Under the new initiative, over a dozen separate sets of EU rules have been revamped and consolidated into a single EU regulation governing food and feed safety, and animal and plant health.
This was due to the view that many national rules were overlapping and left too much leeway for member states to implement them in different ways.
The new rules will result in more independent inspections, and a single EU-wide framework will apply to all official controls along the entire food chain, at all stages of production, processing and distribution.
Member states will be obliged to introduce stricter penalties for fraudsters. The new law also includes better protection for whistleblowers. The new rules will come into effect from late 2019.
Speaking to Fora, Sinn Féin MEP Lynn Boylan said that food fraud is still “rampant” in certain products in the EU, such as fish.
She said that the new inspections are a welcome development and will help Irish authorities tackle food fraud. However, she said she was concerned about how the new rules will be enforced.
The EU Parliament recently approved a new trade deal with Canada, named CETA. This deal will allow Canada to sell large amounts of meat, including horsemeat, to the EU.
Boylan said that Canadian food checks are not as stringent as those in the EU, and she added that the bloc has to be careful that poor-quality meat does not end up on shop shelves.

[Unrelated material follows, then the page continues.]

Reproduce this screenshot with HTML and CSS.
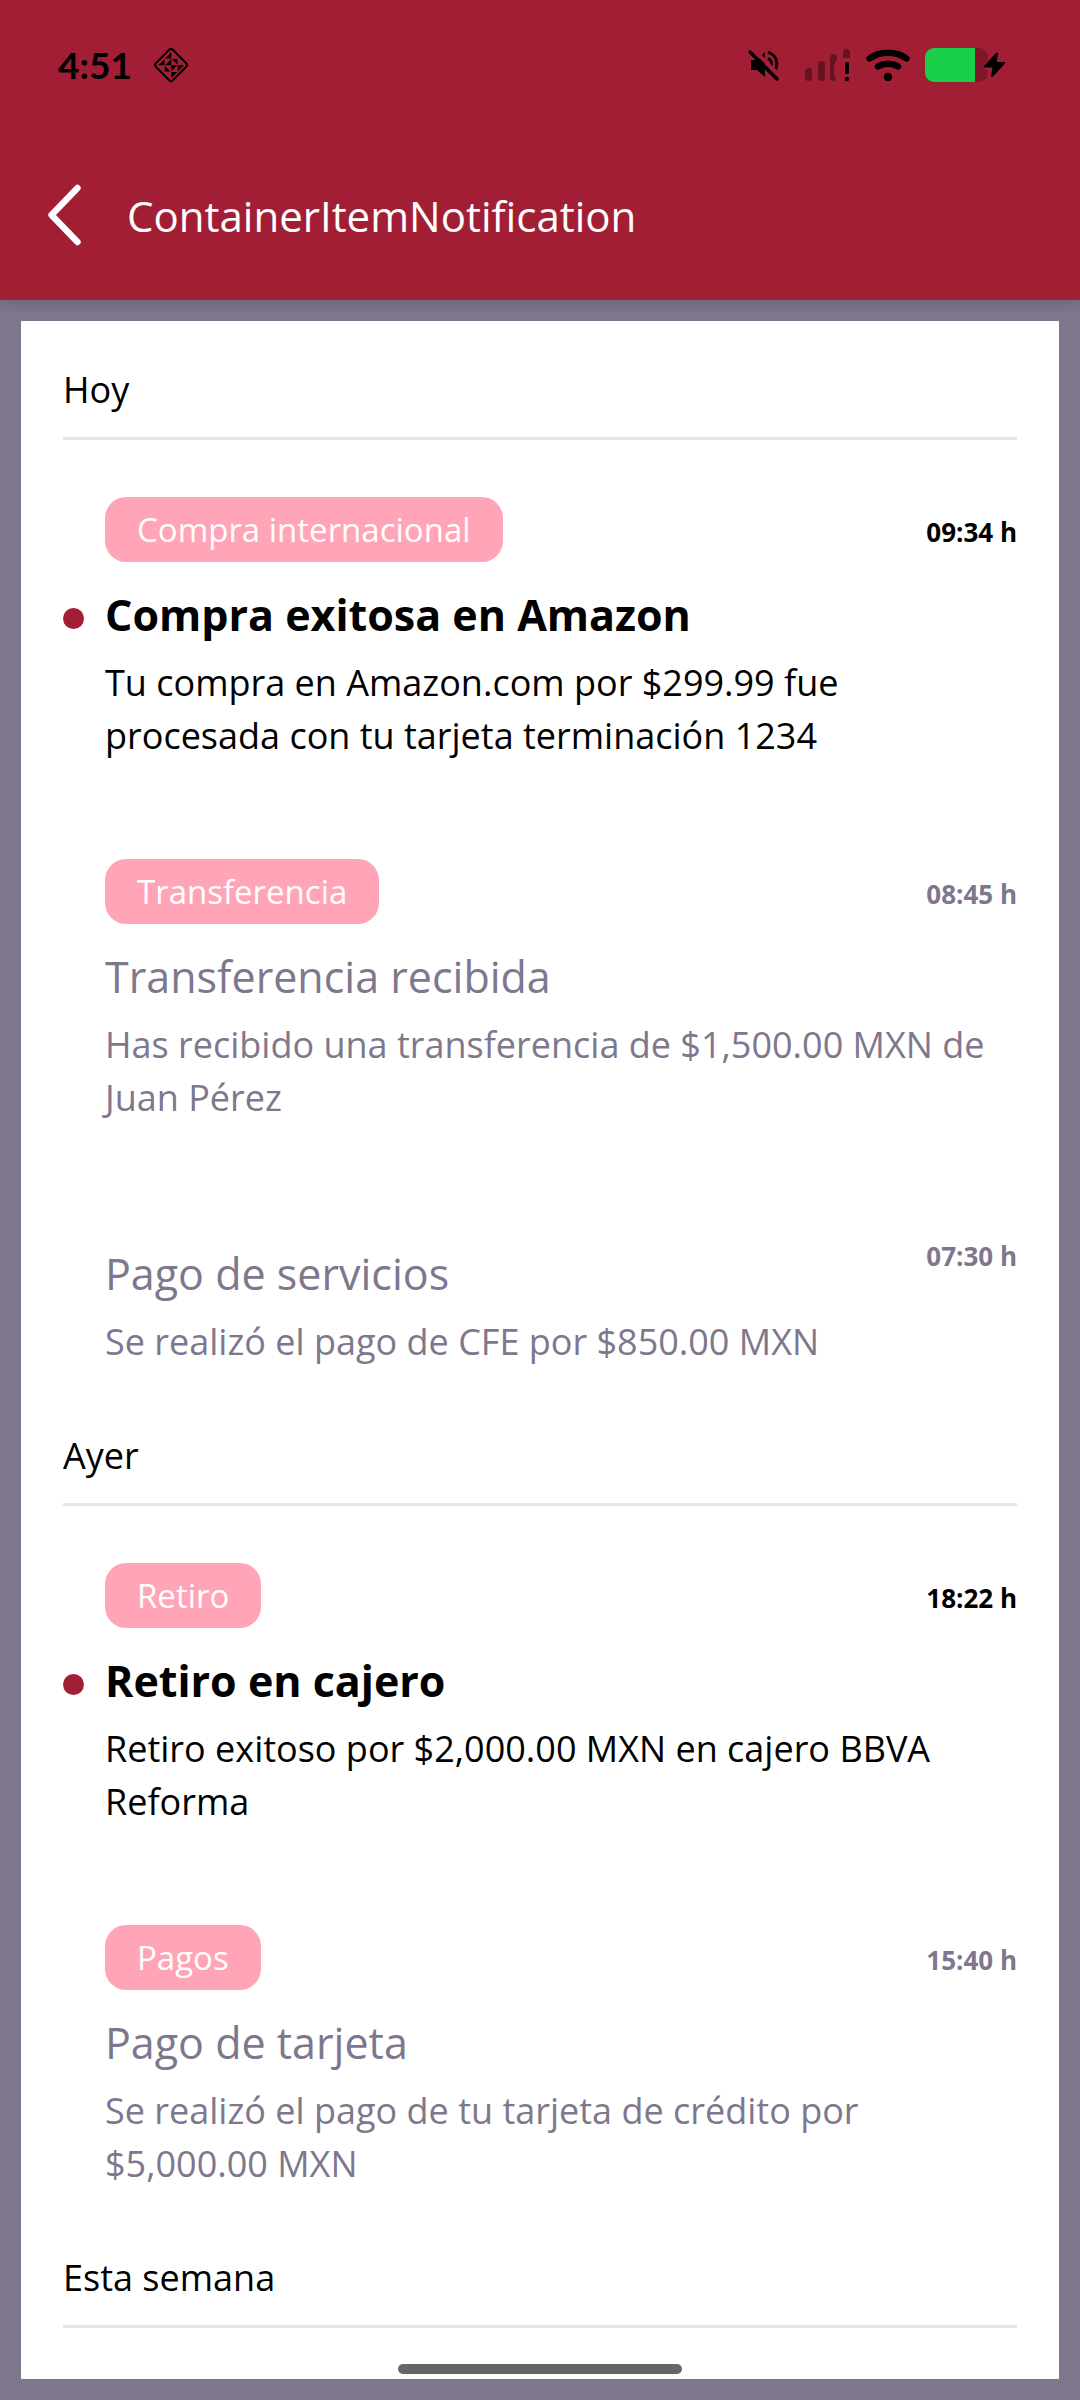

“I think that the rules will help, and tighter inspections are always welcome (but) Canada has made cutbacks to inspections and to their food regulatory authority,” she said.
“It is all well and good bringing in new EU rules, but is the EU capable of monitoring food coming in from third countries?”
She said that other countries should look to replicate Ireland’s food country-of-origin labelling system. Bord Bia has introduced a quality mark that certifies products were produced in Ireland and meet a high standard.
Although voluntary, over 42,000 farmers and 150 food processors have signed up to the scheme. Thousands of farmers signed up for the scheme after companies like McDonald’s demanded Bord Bia-approved beef after the horsemeat scandal.
“The industry has argued against country-of-origin labelling because they say that the cost to the manufacturer would be prohibitive,” Boylan said.
“We can use Ireland as an example to show that farmers will opt into it voluntarily because consumers like to know where their food is coming from. Large retailers look for food with the Bord Bia logo now.
“Country-of-origin labelling could be applied across the EU; it would tighten up the food chain.”